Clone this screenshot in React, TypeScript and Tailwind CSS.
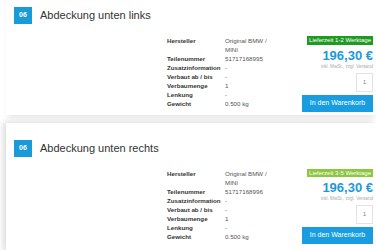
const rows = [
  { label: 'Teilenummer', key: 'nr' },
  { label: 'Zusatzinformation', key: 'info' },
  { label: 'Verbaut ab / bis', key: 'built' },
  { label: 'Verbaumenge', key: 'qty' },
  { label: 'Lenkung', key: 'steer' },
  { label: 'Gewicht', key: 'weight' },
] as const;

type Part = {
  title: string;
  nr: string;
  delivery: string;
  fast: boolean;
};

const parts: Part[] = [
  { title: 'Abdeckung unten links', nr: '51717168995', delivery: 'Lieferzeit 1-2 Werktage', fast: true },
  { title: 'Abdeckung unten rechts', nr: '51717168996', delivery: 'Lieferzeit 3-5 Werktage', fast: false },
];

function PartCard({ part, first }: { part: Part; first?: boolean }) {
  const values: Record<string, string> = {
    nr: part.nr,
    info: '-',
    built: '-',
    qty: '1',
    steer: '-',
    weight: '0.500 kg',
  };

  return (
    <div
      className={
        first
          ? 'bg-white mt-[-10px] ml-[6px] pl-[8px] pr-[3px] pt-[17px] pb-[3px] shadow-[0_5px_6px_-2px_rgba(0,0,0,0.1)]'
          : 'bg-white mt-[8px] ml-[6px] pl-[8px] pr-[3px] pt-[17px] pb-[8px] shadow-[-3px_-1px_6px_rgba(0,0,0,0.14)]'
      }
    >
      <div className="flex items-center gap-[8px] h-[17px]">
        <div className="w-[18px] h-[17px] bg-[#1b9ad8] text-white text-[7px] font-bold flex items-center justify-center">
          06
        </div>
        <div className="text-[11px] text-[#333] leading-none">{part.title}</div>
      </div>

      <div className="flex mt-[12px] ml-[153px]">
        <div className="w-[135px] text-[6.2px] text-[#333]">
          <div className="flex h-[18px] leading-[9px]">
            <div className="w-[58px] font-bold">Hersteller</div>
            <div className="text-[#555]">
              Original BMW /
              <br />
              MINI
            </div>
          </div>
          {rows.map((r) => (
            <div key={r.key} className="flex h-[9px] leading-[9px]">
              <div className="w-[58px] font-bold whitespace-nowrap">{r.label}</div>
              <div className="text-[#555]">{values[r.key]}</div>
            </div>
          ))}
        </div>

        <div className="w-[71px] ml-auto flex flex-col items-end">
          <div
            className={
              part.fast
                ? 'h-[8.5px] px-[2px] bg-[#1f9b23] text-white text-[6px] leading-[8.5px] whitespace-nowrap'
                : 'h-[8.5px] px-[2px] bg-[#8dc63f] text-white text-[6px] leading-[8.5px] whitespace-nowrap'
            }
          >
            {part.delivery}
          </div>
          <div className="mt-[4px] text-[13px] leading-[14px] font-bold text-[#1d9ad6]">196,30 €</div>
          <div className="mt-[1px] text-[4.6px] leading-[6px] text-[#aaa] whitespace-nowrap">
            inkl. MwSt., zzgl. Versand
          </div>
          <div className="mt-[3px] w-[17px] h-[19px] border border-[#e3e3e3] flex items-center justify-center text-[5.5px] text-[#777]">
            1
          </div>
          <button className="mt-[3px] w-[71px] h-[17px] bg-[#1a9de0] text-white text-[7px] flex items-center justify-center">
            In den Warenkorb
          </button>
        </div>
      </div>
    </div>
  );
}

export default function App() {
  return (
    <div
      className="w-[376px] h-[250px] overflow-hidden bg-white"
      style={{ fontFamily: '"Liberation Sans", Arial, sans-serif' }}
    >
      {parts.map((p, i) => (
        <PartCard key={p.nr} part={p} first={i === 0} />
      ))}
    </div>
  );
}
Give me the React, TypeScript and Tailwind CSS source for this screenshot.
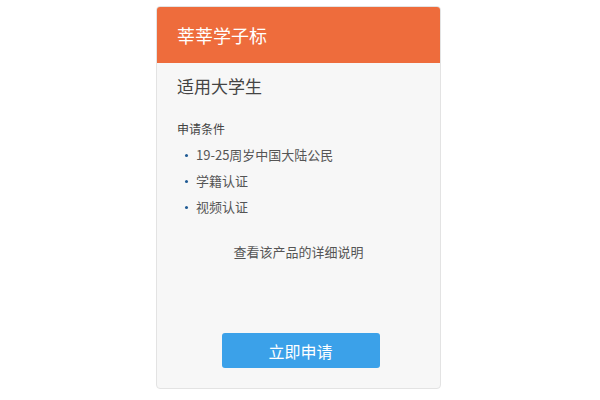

★ ★ ★ ★ ★

▸ EXERCISE DETAILS
Reproduce the entries above exactly. Do not include the images.

▸ WRITTEN ANSWER
Clone this screenshot in React, TypeScript and Tailwind CSS.
const rows = [
  { label: 'Teilenummer', key: 'nr' },
  { label: 'Zusatzinformation', key: 'info' },
  { label: 'Verbaut ab / bis', key: 'built' },
  { label: 'Verbaumenge', key: 'qty' },
  { label: 'Lenkung', key: 'steer' },
  { label: 'Gewicht', key: 'weight' },
] as const;

type Part = {
  title: string;
  nr: string;
  delivery: string;
  fast: boolean;
};

const parts: Part[] = [
  { title: 'Abdeckung unten links', nr: '51717168995', delivery: 'Lieferzeit 1-2 Werktage', fast: true },
  { title: 'Abdeckung unten rechts', nr: '51717168996', delivery: 'Lieferzeit 3-5 Werktage', fast: false },
];

function PartCard({ part, first }: { part: Part; first?: boolean }) {
  const values: Record<string, string> = {
    nr: part.nr,
    info: '-',
    built: '-',
    qty: '1',
    steer: '-',
    weight: '0.500 kg',
  };

  return (
    <div
      className={
        first
          ? 'bg-white mt-[-10px] ml-[6px] pl-[8px] pr-[3px] pt-[17px] pb-[3px] shadow-[0_5px_6px_-2px_rgba(0,0,0,0.1)]'
          : 'bg-white mt-[8px] ml-[6px] pl-[8px] pr-[3px] pt-[17px] pb-[8px] shadow-[-3px_-1px_6px_rgba(0,0,0,0.14)]'
      }
    >
      <div className="flex items-center gap-[8px] h-[17px]">
        <div className="w-[18px] h-[17px] bg-[#1b9ad8] text-white text-[7px] font-bold flex items-center justify-center">
          06
        </div>
        <div className="text-[11px] text-[#333] leading-none">{part.title}</div>
      </div>

      <div className="flex mt-[12px] ml-[153px]">
        <div className="w-[135px] text-[6.2px] text-[#333]">
          <div className="flex h-[18px] leading-[9px]">
            <div className="w-[58px] font-bold">Hersteller</div>
            <div className="text-[#555]">
              Original BMW /
              <br />
              MINI
            </div>
          </div>
          {rows.map((r) => (
            <div key={r.key} className="flex h-[9px] leading-[9px]">
              <div className="w-[58px] font-bold whitespace-nowrap">{r.label}</div>
              <div className="text-[#555]">{values[r.key]}</div>
            </div>
          ))}
        </div>

        <div className="w-[71px] ml-auto flex flex-col items-end">
          <div
            className={
              part.fast
                ? 'h-[8.5px] px-[2px] bg-[#1f9b23] text-white text-[6px] leading-[8.5px] whitespace-nowrap'
                : 'h-[8.5px] px-[2px] bg-[#8dc63f] text-white text-[6px] leading-[8.5px] whitespace-nowrap'
            }
          >
            {part.delivery}
          </div>
          <div className="mt-[4px] text-[13px] leading-[14px] font-bold text-[#1d9ad6]">196,30 €</div>
          <div className="mt-[1px] text-[4.6px] leading-[6px] text-[#aaa] whitespace-nowrap">
            inkl. MwSt., zzgl. Versand
          </div>
          <div className="mt-[3px] w-[17px] h-[19px] border border-[#e3e3e3] flex items-center justify-center text-[5.5px] text-[#777]">
            1
          </div>
          <button className="mt-[3px] w-[71px] h-[17px] bg-[#1a9de0] text-white text-[7px] flex items-center justify-center">
            In den Warenkorb
          </button>
        </div>
      </div>
    </div>
  );
}

export default function App() {
  return (
    <div
      className="w-[376px] h-[250px] overflow-hidden bg-white"
      style={{ fontFamily: '"Liberation Sans", Arial, sans-serif' }}
    >
      {parts.map((p, i) => (
        <PartCard key={p.nr} part={p} first={i === 0} />
      ))}
    </div>
  );
}
Give me the React, TypeScript and Tailwind CSS source for this screenshot.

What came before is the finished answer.